Lyssa jerked up her weapons and pointed at the sound. It was coming from the tunnels. There couldn’t be many monsters left alive, but she couldn’t risk leaving even a single survivor. She’d not spotted anything that looked like a queen, so for all she knew, any of them might be able to lay eggs, or a breeding pair had survived. Maybe the size differences were based on gender.

A snake-roach emerged from a tunnel halfway up a wall, and Lyssa put a bullet into its head before it landed on the ground. It landed with a thump, its green blood splattering around it.

Another monster emerged right after the first and suffered the same fate. She emptied a gun, picking off the snake-roaches that were trying to flood the room. The deaths created a temporary waterfall of dead slimy horrors piling up on one side of the chamber, with none of the enemy showing any restraint or concern. Whatever lesson the others had learned hadn’t been passed on to the rest of the colony.

Sometimes luck played out in odd ways. That day, it was represented by monsters not rising to hamster-level intelligence. Something approaching doglike intelligence might have been too much to handle without help.

A second and third group of snake-roaches erupted from different parts of the chamber. Lyssa reloaded her first gun and aimed both weapons in different directions. This job had long ceased being a simple exercise.

She opened fire and killed the reinforcements, including a handful of larger snake-roaches. Their face-first emergence from the tunnel made them easy to eliminate.

Lyssa’s guns fell silent again as the stream of reinforcements abated. The battle left three gore-covered mounds spread around the edges of the room and the walls covered with green blood. The new deaths had also brought back her least favorite smell. She hissed in irritation.

Reloading again, she took stock of her ammo situation. She had a couple of conventional rounds left in one gun and a full magazine in her second, but there were no regular magazines left. Even the most ruthless cartel or terrorist group didn’t have enough expendable lackeys that running out of ammo was typically a concern. Her last monster hunt had been far more straightforward.

Among her remaining enchanted ammunition magazines, the explosive rounds were spent, but she still carried three magazines each of ablative and penetrator rounds, along with the always present dark temptation, a single mostly empty magazine containing three showstopper rounds.

“Next time I go on a monster hunt,” Lyssa said, “remind me to bring more ammo. I liked it better when we took down that big alligator thing on Santa Catalina. He was a lot tougher, but at least there was only one of him. Right now, I wish I had an exterminator suit.”

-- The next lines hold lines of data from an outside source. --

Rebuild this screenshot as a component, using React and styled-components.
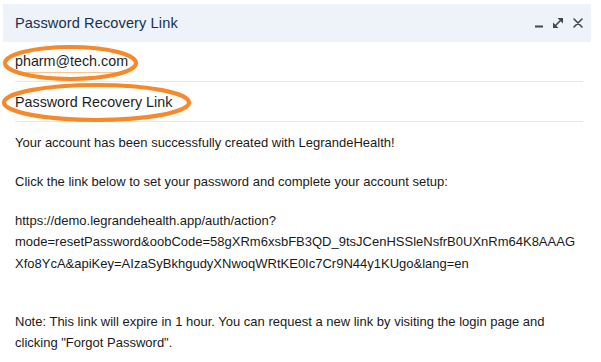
import React from 'react';
import styled, { createGlobalStyle } from 'styled-components';

const GlobalStyle = createGlobalStyle`
  html, body {
    margin: 0;
    padding: 0;
    background: #ffffff;
  }
  body {
    font-family: "Liberation Sans", Arial, sans-serif;
  }
`;

const Page = styled('div')`
  position: relative;
  width: 601px;
  height: 362px;
  overflow: hidden;
  padding: 4px 0 0 3px;
  box-sizing: border-box;
`;

const Panel = styled('div')`
  width: 588px;
`;

const Header = styled('div')`
  height: 37.5px;
  background: #eef3fa;
  display: flex;
  align-items: center;
  justify-content: space-between;
  padding: 0 8px 0 12px;
`;

const Title = styled('h3')`
  margin: 0;
  font-family: "Liberation Sans", Arial, sans-serif;
  font-weight: 400;
  font-size: 14.6px;
  color: #17304f;
  letter-spacing: 0.1px;
`;

const Controls = styled('div')`
  display: flex;
  align-items: center;
  gap: 10px;
  color: #454545;
`;

const IconButton = styled('button')`
  border: 0;
  padding: 0;
  background: none;
  display: flex;
  color: inherit;
  cursor: pointer;
`;

const Body = styled('div')`
  padding: 0 8px 0 12px;
`;

const FieldRow = styled('div')`
  height: ${(props) => props.height}px;
  display: flex;
  align-items: center;
  border-bottom: 1px solid #e6e6e6;
  font-size: 14.3px;
  color: #1e1e1e;
`;

const Value = styled('span')`
  display: inline-block;
  line-height: 16px;
  border-bottom: ${(props) => (props.underlined ? '1px solid #f9c88c' : '0')};
  padding-bottom: ${(props) => (props.underlined ? '3px' : '0')};
  margin-top: ${(props) => (props.underlined ? '4px' : '0')};
`;

const Message = styled('div')`
  padding-top: 9.5px;
  font-size: 13px;
  color: #1a1a1a;
`;

const Paragraph = styled('p')`
  margin: 0 0 ${(props) => props.gap || 0}px 0;
  line-height: 21.5px;
`;

const Line = styled('span')`
  display: block;
  white-space: nowrap;
`;

const Annotation = styled('svg')`
  position: absolute;
  top: 0;
  left: 0;
  pointer-events: none;
`;

const MinimizeIcon = () => (
  <svg width="8" height="10" viewBox="0 0 8 10">
    <rect x="0" y="7.5" width="8" height="2" fill="currentColor" />
  </svg>
);

const ExpandIcon = () => (
  <svg width="10" height="10" viewBox="0 0 10 10">
    <line x1="2" y1="8" x2="8" y2="2" stroke="currentColor" strokeWidth="1.6" />
    <polygon points="4.5,0 10,0 10,5.5" fill="currentColor" />
    <polygon points="0,4.5 0,10 5.5,10" fill="currentColor" />
  </svg>
);

const CloseIcon = () => (
  <svg width="10" height="10" viewBox="0 0 10 10">
    <path d="M1 1 L9 9 M9 1 L1 9" stroke="currentColor" strokeWidth="1.6" strokeLinecap="round" />
  </svg>
);

const App = () => {
  return (
    <Page>
      <GlobalStyle />
      <Panel>
        <Header>
          <Title>Password Recovery Link</Title>
          <Controls>
            <IconButton aria-label="minimize"><MinimizeIcon /></IconButton>
            <IconButton aria-label="expand"><ExpandIcon /></IconButton>
            <IconButton aria-label="close"><CloseIcon /></IconButton>
          </Controls>
        </Header>
        <Body>
          <FieldRow height={39.5}>
            <Value underlined>pharm@tech.com</Value>
          </FieldRow>
          <FieldRow height={39}>
            <Value>Password Recovery Link</Value>
          </FieldRow>
          <Message>
            <Paragraph gap={17.5}>Your account has been successfully created with LegrandeHealth!</Paragraph>
            <Paragraph gap={17.5}>Click the link below to set your password and complete your account setup:</Paragraph>
            <Paragraph gap={36.5}>
              <Line>https://demo.legrandehealth.app/auth/action?</Line>
              <Line>mode=resetPassword&amp;oobCode=58gXRm6xsbFB3QD_9tsJCenHSSleNsfrB0UXnRm64K8AAAG</Line>
              <Line>Xfo8YcA&amp;apiKey=AIzaSyBkhgudyXNwoqWRtKE0Ic7Cr9N44y1KUgo&amp;lang=en</Line>
            </Paragraph>
            <Paragraph>
              Note: This link will expire in 1 hour. You can request a new link by visiting the login page and
              <br />
              clicking "Forgot Password".
            </Paragraph>
          </Message>
        </Body>
      </Panel>
      <Annotation width="601" height="362" viewBox="0 0 601 362">
        <ellipse cx="70.5" cy="63" rx="65.5" ry="16" fill="none" stroke="#f7892b" strokeWidth="4.2" />
        <ellipse cx="96.5" cy="102.5" rx="92.5" ry="17.5" fill="none" stroke="#f7892b" strokeWidth="4.2" />
      </Annotation>
    </Page>
  );
};

export default App;
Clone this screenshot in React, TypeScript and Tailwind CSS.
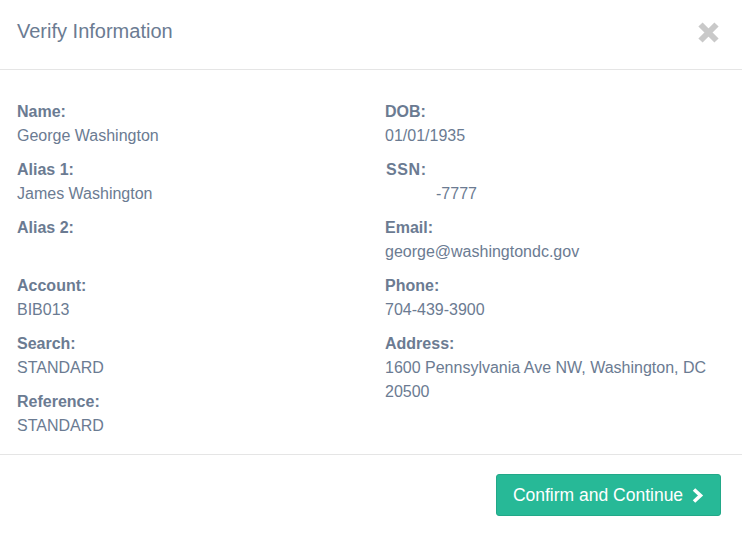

“It’s hard to know what might be necessary for any given encounter,” Jofi replied. “But your efforts appear to have been sufficient in this case.”

“That remains to be proven.” Lyssa smacked her lips. “These guys keep demonstrating that they have a large family.”

She frowned when she noticed a hint of white in one of the tunnels. The earlier destruction had cleared bodies and a mound out of the way to reveal newer exits, but this one appeared to lead to another chamber.

Lyssa aimed at the egg and fired three times in the center. Her shots ripped through it, leaving it leaking.

“That must have been where they all came—"

A loud rumble shook the walls and ground. Lyssa frowned and looked around. She couldn’t spot a cause or feel any sorcery to explain it. It’d be annoying to defeat a horde of monsters only to be killed by a random earthquake, especially not that long after leaving California.